Multifamily Builders Buckle Up for a Bumpier 2007
Demand for rental apartments slowed substantially in last year’s third quarter, complicating the picture for multifamily builders this year, according to industry analyst Ron Witten, in a market update last week to NAHB’s Multifamily Leadership Board.
The slowdown in the demand for rentals, he said, coincided with slower job growth and household formations, which was compounded by a decline in mortgage interest rates.
And some of the condominiums that haven’t been sold are winding up in the rental pool. Demand for rental apartments will continue to outpace the available supply only until about the middle of this year, he predicted, which will lead to a drop in the rate of rent increases. Rents will continue to rise, but not as fast as last year.

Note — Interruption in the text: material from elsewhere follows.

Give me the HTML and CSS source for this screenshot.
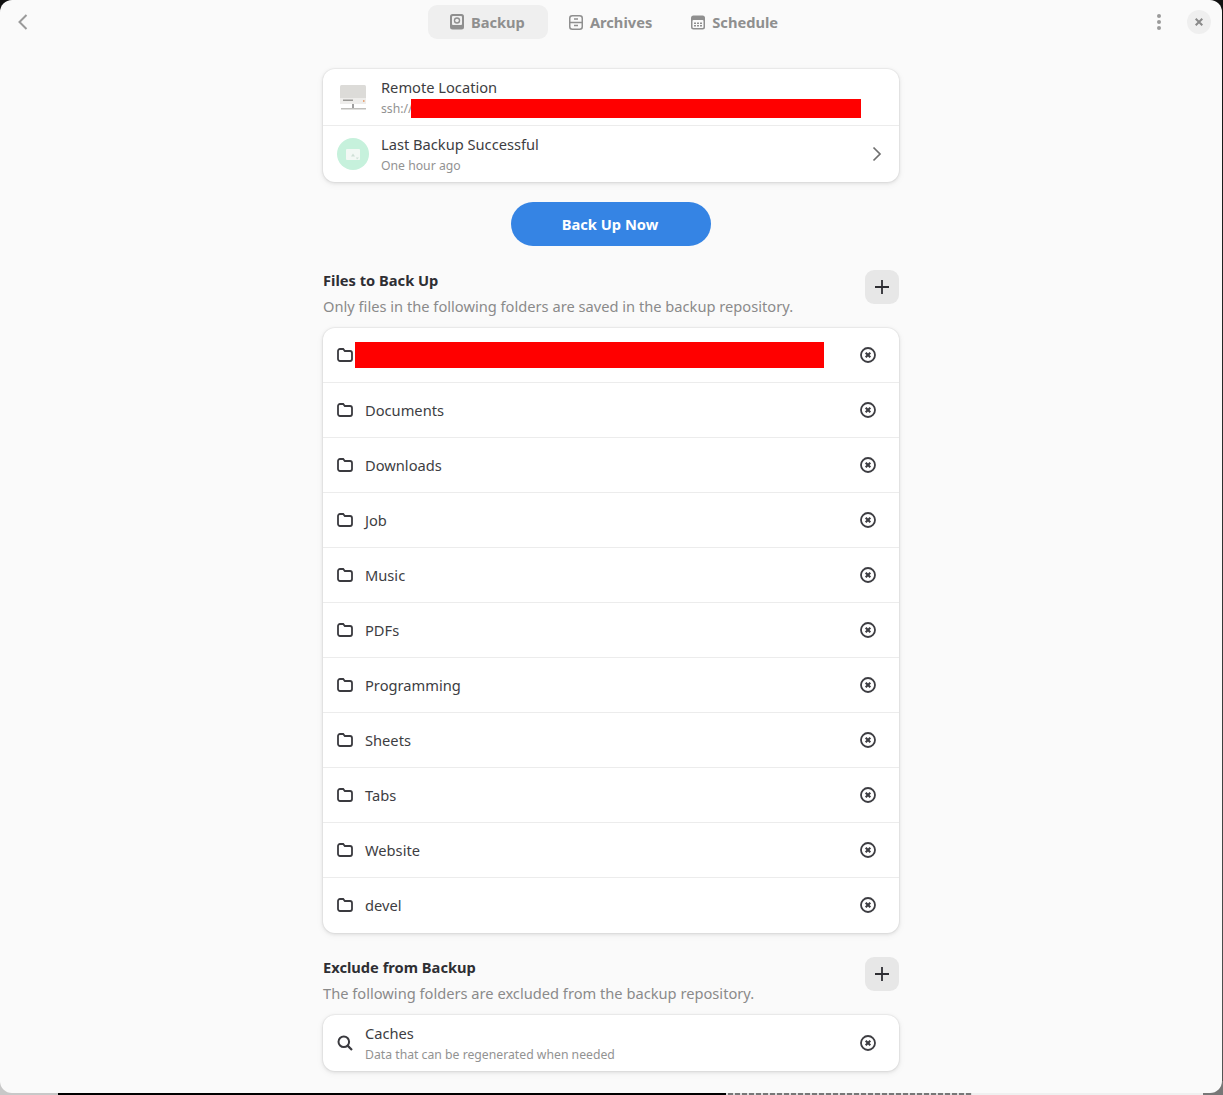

In the meantime, the sales rate for condominiums, the beleaguered sector of the multifamily industry, has stabilized, Witten said. The annual sales pace of existing condos rose to a high of 943,000 last June, declined to a pace of 741,000 by October and then climbed to 750,000 in November.
While there is an 8% inventory of empty multifamily for-sale units, a 15-year high, the market should do a better job of absorbing them than in the 1980s, when there was also a notable oversupply, because builders have slowed the pace at which new units are coming through the pipeline.
After peaking during the second quarter of 2006, “the sector has made the first steps toward recovery with a drop in for-sale starts to a 155,000 annual rate for the third quarter,” he said.
The industry is also deriving some encouragement from a significant slowdown in the rate at which building costs are rising.
NAHB forecaster Bernie Markstein and three of the industry’s leading developers — Ron Lockwood, Lockwood Companies; Bill Donges, Lane Company; and Steve Patterson, ZOM — will provide a more in-depth forecast at the “Multifamily Economic Forecast and State of the Industry” session during the International Builders’ Show on Thursday, Feb. 8, from 1:30 to 3:00 p.m.